*What this task involves:*
Copy the data that follows, character for character, minus the pictures.

● ● ● ●

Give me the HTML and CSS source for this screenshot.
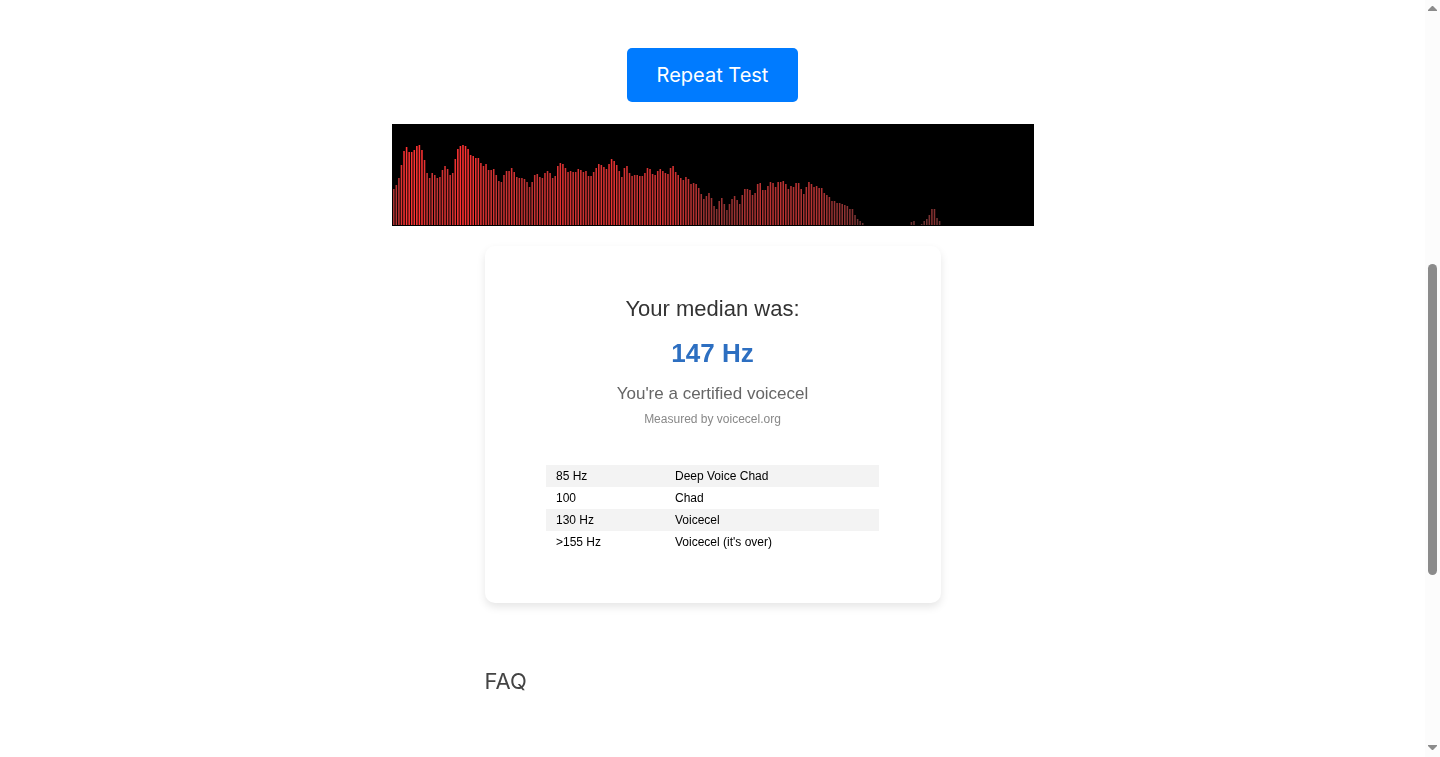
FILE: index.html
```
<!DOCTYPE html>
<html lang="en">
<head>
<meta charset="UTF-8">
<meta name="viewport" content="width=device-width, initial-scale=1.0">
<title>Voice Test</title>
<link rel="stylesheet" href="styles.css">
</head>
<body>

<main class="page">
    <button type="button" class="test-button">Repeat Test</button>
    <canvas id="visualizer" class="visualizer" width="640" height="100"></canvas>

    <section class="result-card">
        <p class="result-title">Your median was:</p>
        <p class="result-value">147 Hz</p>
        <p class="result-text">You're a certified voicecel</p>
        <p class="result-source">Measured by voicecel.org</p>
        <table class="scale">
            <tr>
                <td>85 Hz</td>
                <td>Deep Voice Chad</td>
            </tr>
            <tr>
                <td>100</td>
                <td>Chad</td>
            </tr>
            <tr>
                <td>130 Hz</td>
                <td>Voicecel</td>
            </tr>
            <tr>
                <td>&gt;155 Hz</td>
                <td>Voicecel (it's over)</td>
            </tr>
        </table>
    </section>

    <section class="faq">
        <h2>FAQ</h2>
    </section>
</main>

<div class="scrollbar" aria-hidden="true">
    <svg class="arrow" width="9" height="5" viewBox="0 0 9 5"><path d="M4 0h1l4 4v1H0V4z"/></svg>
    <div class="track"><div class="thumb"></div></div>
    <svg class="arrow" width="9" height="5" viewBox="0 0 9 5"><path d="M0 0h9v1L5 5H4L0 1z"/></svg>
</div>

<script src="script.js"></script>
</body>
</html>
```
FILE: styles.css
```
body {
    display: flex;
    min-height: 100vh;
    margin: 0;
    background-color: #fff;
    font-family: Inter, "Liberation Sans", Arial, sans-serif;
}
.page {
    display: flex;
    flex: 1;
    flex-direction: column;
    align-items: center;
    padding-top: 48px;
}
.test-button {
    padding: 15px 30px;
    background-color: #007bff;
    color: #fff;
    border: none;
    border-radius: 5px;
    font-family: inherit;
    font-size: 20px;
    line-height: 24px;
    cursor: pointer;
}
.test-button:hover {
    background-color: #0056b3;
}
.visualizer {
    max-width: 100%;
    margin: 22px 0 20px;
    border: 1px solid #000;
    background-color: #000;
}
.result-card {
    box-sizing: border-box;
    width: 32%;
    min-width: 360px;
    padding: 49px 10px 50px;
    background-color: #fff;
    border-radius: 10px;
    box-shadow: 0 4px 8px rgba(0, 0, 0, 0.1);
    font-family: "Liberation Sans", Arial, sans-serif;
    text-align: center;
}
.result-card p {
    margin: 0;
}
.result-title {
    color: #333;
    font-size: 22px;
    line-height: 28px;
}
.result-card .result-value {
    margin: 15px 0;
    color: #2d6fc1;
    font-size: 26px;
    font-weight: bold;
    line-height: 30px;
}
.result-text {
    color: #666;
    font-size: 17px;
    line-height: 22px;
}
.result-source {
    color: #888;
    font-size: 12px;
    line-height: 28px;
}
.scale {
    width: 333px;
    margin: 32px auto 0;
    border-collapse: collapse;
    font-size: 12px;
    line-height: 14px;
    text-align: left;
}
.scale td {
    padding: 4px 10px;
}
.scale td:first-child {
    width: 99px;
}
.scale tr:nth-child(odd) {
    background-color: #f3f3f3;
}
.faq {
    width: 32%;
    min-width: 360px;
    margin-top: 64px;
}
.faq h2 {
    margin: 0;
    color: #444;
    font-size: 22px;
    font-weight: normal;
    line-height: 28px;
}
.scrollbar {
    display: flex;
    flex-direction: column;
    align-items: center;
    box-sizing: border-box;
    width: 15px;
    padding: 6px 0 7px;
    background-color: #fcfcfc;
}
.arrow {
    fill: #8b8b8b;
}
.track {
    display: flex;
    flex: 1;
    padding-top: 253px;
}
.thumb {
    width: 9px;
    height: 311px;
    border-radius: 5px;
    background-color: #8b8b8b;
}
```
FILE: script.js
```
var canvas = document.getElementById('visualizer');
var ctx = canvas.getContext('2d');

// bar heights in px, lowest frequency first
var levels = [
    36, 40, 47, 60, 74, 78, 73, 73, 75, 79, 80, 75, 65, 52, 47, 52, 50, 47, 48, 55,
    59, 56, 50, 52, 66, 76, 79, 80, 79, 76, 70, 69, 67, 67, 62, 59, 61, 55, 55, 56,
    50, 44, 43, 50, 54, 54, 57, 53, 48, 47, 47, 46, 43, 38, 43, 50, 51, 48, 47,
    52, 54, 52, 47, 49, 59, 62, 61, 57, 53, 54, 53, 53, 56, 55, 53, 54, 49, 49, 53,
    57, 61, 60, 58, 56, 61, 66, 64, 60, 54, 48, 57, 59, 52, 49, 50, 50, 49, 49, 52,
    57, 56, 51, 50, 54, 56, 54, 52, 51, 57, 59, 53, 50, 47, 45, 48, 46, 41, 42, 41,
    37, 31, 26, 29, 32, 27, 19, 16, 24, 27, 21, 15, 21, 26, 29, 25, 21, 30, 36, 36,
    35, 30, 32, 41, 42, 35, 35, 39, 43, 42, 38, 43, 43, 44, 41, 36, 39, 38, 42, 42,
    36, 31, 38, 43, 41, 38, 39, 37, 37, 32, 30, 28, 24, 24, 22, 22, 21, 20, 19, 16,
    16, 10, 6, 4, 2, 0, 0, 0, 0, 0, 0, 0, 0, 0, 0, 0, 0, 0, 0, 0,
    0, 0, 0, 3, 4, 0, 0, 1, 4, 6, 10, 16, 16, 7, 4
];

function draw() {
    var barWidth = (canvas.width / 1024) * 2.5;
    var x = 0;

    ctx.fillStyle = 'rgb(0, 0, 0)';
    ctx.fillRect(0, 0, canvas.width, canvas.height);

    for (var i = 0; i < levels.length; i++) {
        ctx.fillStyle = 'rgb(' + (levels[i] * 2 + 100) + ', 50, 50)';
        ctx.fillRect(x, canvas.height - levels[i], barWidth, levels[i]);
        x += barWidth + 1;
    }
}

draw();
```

● ● ● ●

*Answer for this exercise:*
Give me the HTML and CSS source for this screenshot.
FILE: index.html
```
<!DOCTYPE html>
<html lang="en">
<head>
<meta charset="UTF-8">
<meta name="viewport" content="width=device-width, initial-scale=1.0">
<title>Voice Test</title>
<link rel="stylesheet" href="styles.css">
</head>
<body>

<main class="page">
    <button type="button" class="test-button">Repeat Test</button>
    <canvas id="visualizer" class="visualizer" width="640" height="100"></canvas>

    <section class="result-card">
        <p class="result-title">Your median was:</p>
        <p class="result-value">147 Hz</p>
        <p class="result-text">You're a certified voicecel</p>
        <p class="result-source">Measured by voicecel.org</p>
        <table class="scale">
            <tr>
                <td>85 Hz</td>
                <td>Deep Voice Chad</td>
            </tr>
            <tr>
                <td>100</td>
                <td>Chad</td>
            </tr>
            <tr>
                <td>130 Hz</td>
                <td>Voicecel</td>
            </tr>
            <tr>
                <td>&gt;155 Hz</td>
                <td>Voicecel (it's over)</td>
            </tr>
        </table>
    </section>

    <section class="faq">
        <h2>FAQ</h2>
    </section>
</main>

<div class="scrollbar" aria-hidden="true">
    <svg class="arrow" width="9" height="5" viewBox="0 0 9 5"><path d="M4 0h1l4 4v1H0V4z"/></svg>
    <div class="track"><div class="thumb"></div></div>
    <svg class="arrow" width="9" height="5" viewBox="0 0 9 5"><path d="M0 0h9v1L5 5H4L0 1z"/></svg>
</div>

<script src="script.js"></script>
</body>
</html>
```
FILE: styles.css
```
body {
    display: flex;
    min-height: 100vh;
    margin: 0;
    background-color: #fff;
    font-family: Inter, "Liberation Sans", Arial, sans-serif;
}
.page {
    display: flex;
    flex: 1;
    flex-direction: column;
    align-items: center;
    padding-top: 48px;
}
.test-button {
    padding: 15px 30px;
    background-color: #007bff;
    color: #fff;
    border: none;
    border-radius: 5px;
    font-family: inherit;
    font-size: 20px;
    line-height: 24px;
    cursor: pointer;
}
.test-button:hover {
    background-color: #0056b3;
}
.visualizer {
    max-width: 100%;
    margin: 22px 0 20px;
    border: 1px solid #000;
    background-color: #000;
}
.result-card {
    box-sizing: border-box;
    width: 32%;
    min-width: 360px;
    padding: 49px 10px 50px;
    background-color: #fff;
    border-radius: 10px;
    box-shadow: 0 4px 8px rgba(0, 0, 0, 0.1);
    font-family: "Liberation Sans", Arial, sans-serif;
    text-align: center;
}
.result-card p {
    margin: 0;
}
.result-title {
    color: #333;
    font-size: 22px;
    line-height: 28px;
}
.result-card .result-value {
    margin: 15px 0;
    color: #2d6fc1;
    font-size: 26px;
    font-weight: bold;
    line-height: 30px;
}
.result-text {
    color: #666;
    font-size: 17px;
    line-height: 22px;
}
.result-source {
    color: #888;
    font-size: 12px;
    line-height: 28px;
}
.scale {
    width: 333px;
    margin: 32px auto 0;
    border-collapse: collapse;
    font-size: 12px;
    line-height: 14px;
    text-align: left;
}
.scale td {
    padding: 4px 10px;
}
.scale td:first-child {
    width: 99px;
}
.scale tr:nth-child(odd) {
    background-color: #f3f3f3;
}
.faq {
    width: 32%;
    min-width: 360px;
    margin-top: 64px;
}
.faq h2 {
    margin: 0;
    color: #444;
    font-size: 22px;
    font-weight: normal;
    line-height: 28px;
}
.scrollbar {
    display: flex;
    flex-direction: column;
    align-items: center;
    box-sizing: border-box;
    width: 15px;
    padding: 6px 0 7px;
    background-color: #fcfcfc;
}
.arrow {
    fill: #8b8b8b;
}
.track {
    display: flex;
    flex: 1;
    padding-top: 253px;
}
.thumb {
    width: 9px;
    height: 311px;
    border-radius: 5px;
    background-color: #8b8b8b;
}
```
FILE: script.js
```
var canvas = document.getElementById('visualizer');
var ctx = canvas.getContext('2d');

// bar heights in px, lowest frequency first
var levels = [
    36, 40, 47, 60, 74, 78, 73, 73, 75, 79, 80, 75, 65, 52, 47, 52, 50, 47, 48, 55,
    59, 56, 50, 52, 66, 76, 79, 80, 79, 76, 70, 69, 67, 67, 62, 59, 61, 55, 55, 56,
    50, 44, 43, 50, 54, 54, 57, 53, 48, 47, 47, 46, 43, 38, 43, 50, 51, 48, 47,
    52, 54, 52, 47, 49, 59, 62, 61, 57, 53, 54, 53, 53, 56, 55, 53, 54, 49, 49, 53,
    57, 61, 60, 58, 56, 61, 66, 64, 60, 54, 48, 57, 59, 52, 49, 50, 50, 49, 49, 52,
    57, 56, 51, 50, 54, 56, 54, 52, 51, 57, 59, 53, 50, 47, 45, 48, 46, 41, 42, 41,
    37, 31, 26, 29, 32, 27, 19, 16, 24, 27, 21, 15, 21, 26, 29, 25, 21, 30, 36, 36,
    35, 30, 32, 41, 42, 35, 35, 39, 43, 42, 38, 43, 43, 44, 41, 36, 39, 38, 42, 42,
    36, 31, 38, 43, 41, 38, 39, 37, 37, 32, 30, 28, 24, 24, 22, 22, 21, 20, 19, 16,
    16, 10, 6, 4, 2, 0, 0, 0, 0, 0, 0, 0, 0, 0, 0, 0, 0, 0, 0, 0,
    0, 0, 0, 3, 4, 0, 0, 1, 4, 6, 10, 16, 16, 7, 4
];

function draw() {
    var barWidth = (canvas.width / 1024) * 2.5;
    var x = 0;

    ctx.fillStyle = 'rgb(0, 0, 0)';
    ctx.fillRect(0, 0, canvas.width, canvas.height);

    for (var i = 0; i < levels.length; i++) {
        ctx.fillStyle = 'rgb(' + (levels[i] * 2 + 100) + ', 50, 50)';
        ctx.fillRect(x, canvas.height - levels[i], barWidth, levels[i]);
        x += barWidth + 1;
    }
}

draw();
```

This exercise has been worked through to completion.